In its latest assessment of the Swiss financial system, the IMF said the ‘guaranteed conversion rate’ – which determines how much of a retiree’s second-pillar pension savings can be paid out each year – should be more flexible to account for rising life expectancy.
The current minimum conversion rate is set at 6.8%, and a proposal to reduce this to 6% was rejected by Swiss voters last year as part of a referendum on wider pension reforms.
“Adjustment of the pension system parameters would support the sustainability of the social safety net,” the IMF said, adding that “population aging makes pension system reform essential”.
The conversion rate should be linked to “the market yield on a long-term sovereign bond and life expectancy at retirement”, the organisation stated.
However, Swiss pension professionals criticised the idea of a market-driven approach at this year’s Swiss Pensions Conference, organised by the CFA Society Switzerland.
“This would be the best method to do away with the second pillar as it would become completely unattractive for its members”
Gerard Fischer, Fischer Horizon
“The immediate shift to a market-valued technical interest rate [technischer Zins] would lead to a conversion rate of 3.6%, the application of generation tables and an interest rate slightly below 0%,” said Stephan Wyss, founder and managing director of research consultancy Prevanto.
Gerard Fischer, independent consultant and former CEO of Swisscanto, warned: “This would be the best method to do away with the second pillar as it would become completely unattractive for its members.”
He added: “For people, it is only important to know what their pension can buy once they retire.”
Fischer pointed out that Switzerland still had an “implicit defined benefit system” as pension promises remained unalterable once given.
“With variable pension payouts we would be able to stay closer to the constitutional mandate for the second pillar to ensure a certain income upon retirement,” he said.
Some pension funds have been forced to use active members’ money to pay out pensions, in part due to the high conversion rate.
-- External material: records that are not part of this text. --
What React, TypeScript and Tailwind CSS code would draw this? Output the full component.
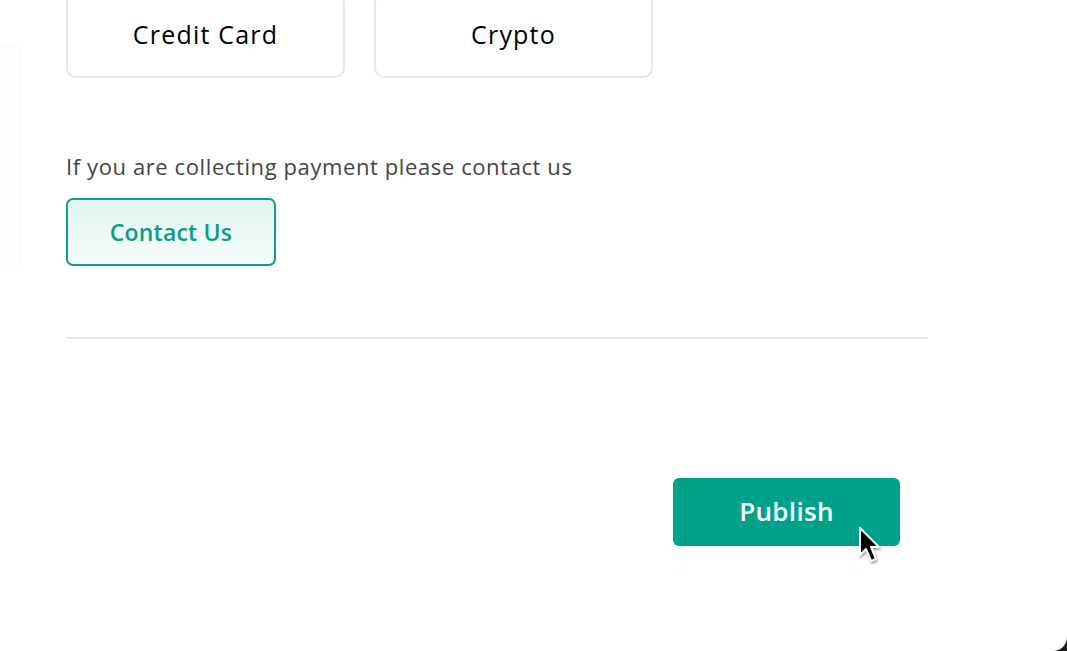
import React from 'react';

const font = { fontFamily: '"Open Sans", Lato, sans-serif' };

function Cursor() {
  return (
    <svg width="26" height="40" viewBox="0 0 26 40" className="absolute left-[856px] top-[525px]">
      <path d="M4 3 L4 30 L10 24 L15 36 L20 34 L15 22 L23 22 Z" fill="#000" stroke="#fff" strokeWidth="2" strokeLinejoin="round" style={{ filter: 'drop-shadow(1px 2px 1px rgba(0,0,0,0.35))' }} />
    </svg>
  );
}

export default function App() {
  return (
    <div className="w-[1067px] h-[651px] bg-[#1c1c1a] overflow-hidden" style={font}>
      <div className="relative w-full h-full bg-white rounded-br-[14px] flex">
        {/* faint panel edge on the left */}
        <div className="mt-[44px] h-[228px] w-[22px] bg-[#fcfdfd] border-r border-[#f7f9f9] rounded-r-[10px]" />

        <div className="ml-[44px] w-[862px] flex flex-col">
          <div className="flex gap-[29px] mt-[-7px]">
            <div className="w-[279px] h-[85px] pb-[2px] border-2 border-[#e3e8ef] rounded-[10px] flex items-center justify-center text-[25px] tracking-[1.2px] text-black">
              Credit Card
            </div>
            <div className="w-[279px] h-[85px] pb-[2px] border-2 border-[#e3e8ef] rounded-[10px] flex items-center justify-center text-[25px] tracking-[1.2px] text-black">
              Crypto
            </div>
          </div>

          <p className="mt-[74px] text-[22px] leading-[28px] mb-[2px] tracking-[0.6px] text-[#444]">
            If you are collecting payment please contact us
          </p>

          <button className="mt-[16px] w-[210px] h-[68px] border-2 border-[#0ea08a] rounded-[7px] bg-gradient-to-b from-[#e2f4f0] to-[#f6fbfa] text-[23px] tracking-[0.2px] font-semibold text-[#0a9d86]">
            Contact Us
          </button>

          <div className="mt-[71px] h-[2px] bg-[#e3e8f1]" />

          <div className="flex justify-end mt-[139px] pr-[28px]">
            <button className="w-[227px] h-[68px] pb-[2px] rounded-[6px] bg-[#00a189] text-white text-[26px] tracking-[0.3px] font-semibold">
              Publish
            </button>
          </div>
        </div>
        <Cursor />
      </div>
    </div>
  );
}
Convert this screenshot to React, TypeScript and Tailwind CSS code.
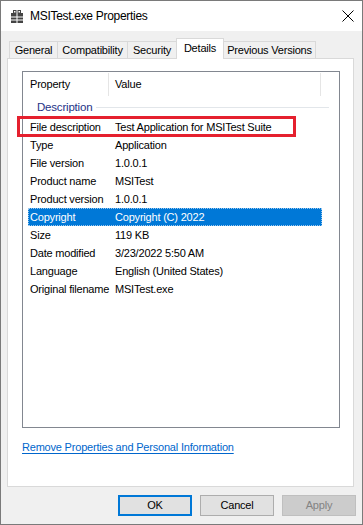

Wyss said: “We started the second pillar in the ‘nominal world’ of 2% inflation and 2% real interest rate and now we are in a ‘real world’ with no inflation and thus low-to-negative interest rates.
“The pension funds are still digesting this transition and it will get better once the interest rates start to rise again.”
Jorge Serra, chief financial officer at Swiss public sector union VPOD, also called for patience, arguing that “our system has to be able to cope with such distortions for some time, and in the past we have had the opposite effect as well”.
Wyss called on all stakeholders in the debate to consider the investment impact of the conversion rate debate.
“At the moment the focus is only placed on risks and risk benchmarks, but I think this only covers part of the problem,” he said. “We should take a step back and look at the chances as well and without taking a bit more risk in investments there will no longer be any returns.”